A difference of magnitude

So GIT is used my millions of people and thousands of companies all day everyday to keep track of the ‘truth’ of their code. It is astonishingly reliable. But it’s just code – it’s not money. If we want a distributed network of computers to be able to keep track of something as important as a ledger of global money… we need something that is even more trust-worthy. Even more in-corruptible. By orders of magnitude. And that is exactly what SHA-256 is – it is a better hashing algorithm – by orders of magnitude. As hashing algorithms go, SHA-256 is roughly 280 trillion times stronger than SHA-1. So the ‘truthiness’ of the data in the Bitcoin network is roughly 280 trillion times stronger than the ‘truthiness’ of the data that most most software systems are built on, and that we rely on day in and day out, and that includes ALL of the software that the current banking systems are built on – and relies on to keep track of all the trillions of dollars of wealth that exists currently. The traditional banking rails. Gold stock in your brokerage account. All of your credit cards – all you mortgage payments. Your paycheck. They’re all managed within centralized control systems.

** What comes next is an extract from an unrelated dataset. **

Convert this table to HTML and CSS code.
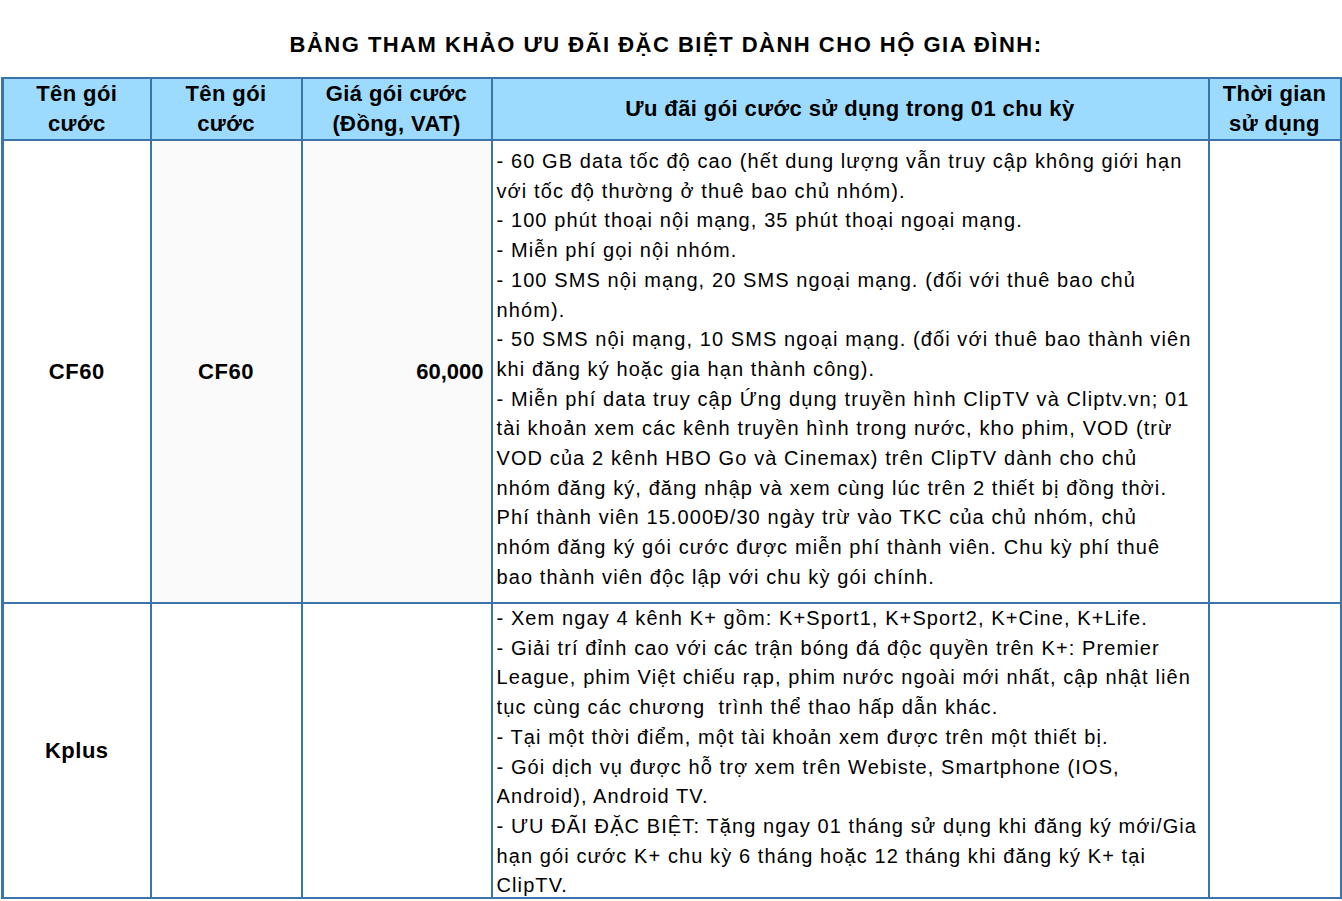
FILE: index.html
```html
<!DOCTYPE html>
<html lang="vi">
<head>
<meta charset="utf-8">
<title>Bảng tham khảo ưu đãi</title>
<link rel="stylesheet" href="styles.css">
</head>
<body>
<h1 class="title">BẢNG THAM KHẢO ƯU ĐÃI ĐẶC BIỆT DÀNH CHO HỘ GIA ĐÌNH:</h1>
<table class="grid">
  <colgroup>
    <col class="c1"><col class="c2"><col class="c3"><col class="c4"><col class="c5">
  </colgroup>
  <thead>
    <tr class="head">
      <th>Tên gói<br>cước</th>
      <th>Tên gói<br>cước</th>
      <th>Giá gói cước<br>(Đồng, VAT)</th>
      <th>Ưu đãi gói cước sử dụng trong 01 chu kỳ</th>
      <th>Thời gian<br>sử dụng</th>
    </tr>
  </thead>
  <tbody>
    <tr class="r1">
      <td class="name">CF60</td>
      <td class="name shade">CF60</td>
      <td class="price shade">60,000</td>
      <td class="desc d1">- 60 GB data tốc độ cao (hết dung lượng vẫn truy cập không giới hạn<br>với tốc độ thường ở thuê bao chủ nhóm).<br>- 100 phút thoại nội mạng, 35 phút thoại ngoại mạng.<br>- Miễn phí gọi nội nhóm.<br>- 100 SMS nội mạng, 20 SMS ngoại mạng. (đối với thuê bao chủ<br>nhóm).<br>- 50 SMS nội mạng, 10 SMS ngoại mạng. (đối với thuê bao thành viên<br>khi đăng ký hoặc gia hạn thành công).<br>- Miễn phí data truy cập Ứng dụng truyền hình ClipTV và Cliptv.vn; 01<br>tài khoản xem các kênh truyền hình trong nước, kho phim, VOD (trừ<br>VOD của 2 kênh HBO Go và Cinemax) trên ClipTV dành cho chủ<br>nhóm đăng ký, đăng nhập và xem cùng lúc trên 2 thiết bị đồng thời.<br>Phí thành viên 15.000Đ/30 ngày trừ vào TKC của chủ nhóm, chủ<br>nhóm đăng ký gói cước được miễn phí thành viên. Chu kỳ phí thuê<br>bao thành viên độc lập với chu kỳ gói chính.</td>
      <td></td>
    </tr>
    <tr class="r2">
      <td class="name">Kplus</td>
      <td></td>
      <td></td>
      <td class="desc d2"><div class="clip">- Xem ngay 4 kênh K+ gồm: K+Sport1, K+Sport2, K+Cine, K+Life.<br>- Giải trí đỉnh cao với các trận bóng đá độc quyền trên K+: Premier<br>League, phim Việt chiếu rạp, phim nước ngoài mới nhất, cập nhật liên<br>tục cùng các chương&nbsp; trình thể thao hấp dẫn khác.<br>- Tại một thời điểm, một tài khoản xem được trên một thiết bị.<br>- Gói dịch vụ được hỗ trợ xem trên Webiste, Smartphone (IOS,<br>Android), Android TV.<br>- ƯU ĐÃI ĐẶC BIỆT: Tặng ngay 01 tháng sử dụng khi đăng ký mới/Gia<br>hạn gói cước K+ chu kỳ 6 tháng hoặc 12 tháng khi đăng ký K+ tại<br>ClipTV.</div></td>
      <td></td>
    </tr>
  </tbody>
</table>
</body>
</html>
```

FILE: styles.css
```css
html, body {
  margin: 0;
  padding: 0;
  background: #ffffff;
}
body {
  font-family: "Liberation Sans", Arial, sans-serif;
  color: #000000;
  overflow: hidden;
}
.title {
  margin: 0;
  padding-top: 31px;
  height: 77px;
  box-sizing: border-box;
  text-align: center;
  font-size: 22px;
  font-weight: bold;
  line-height: 28px;
  letter-spacing: 1.5px;
  padding-right: 10px;
}
.grid {
  margin-left: 1px;
  width: 1338px;
  border-collapse: collapse;
  table-layout: fixed;
}
.c1 { width: 148px; }
.c2 { width: 151px; }
.c3 { width: 190px; }
.c4 { width: 717px; }
.c5 { width: 132px; }
.grid th, .grid td {
  border: 2px solid #3b74ad;
  padding: 0;
}
.grid tr > :first-child { border-left-width: 3px; }
.head th {
  background: #9cdbfd;
  height: 60px;
  font-size: 22px;
  font-weight: bold;
  line-height: 30px;
  letter-spacing: 0.4px;
  text-align: center;
  vertical-align: middle;
}
.r1 td { height: 455px; }
.r2 td { height: 293px; }
.name {
  text-align: center;
  font-weight: bold;
  font-size: 22px;
  letter-spacing: 0.5px;
  vertical-align: middle;
}
.shade { background: #fafafa; }
.price {
  text-align: right;
  font-weight: bold;
  font-size: 22px;
  vertical-align: middle;
  padding-right: 7px !important;
}
.desc {
  vertical-align: top;
  font-size: 20px;
  line-height: 29.7px;
  letter-spacing: 1.1px;
  padding-left: 4px !important;
  white-space: nowrap;
  overflow: hidden;
}
.d1 { padding-top: 6px !important; }
.d2 { padding-top: 0 !important; }
.clip {
  height: 293px;
  overflow: hidden;
}
```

Sure these systems may also implement hashing as a tool for error detection or authentication – but Bitcoin uses SHA-256 as a core part of the monetary security and ledger activity, and it is completely de-centralized. So with Bitcoin, there is no single point of failure. And so in a way, Bitcoin is roughly 280 trillion times stronger – 280 trillion times more “truthy”… than the entire financial system as we know and use it today. Math!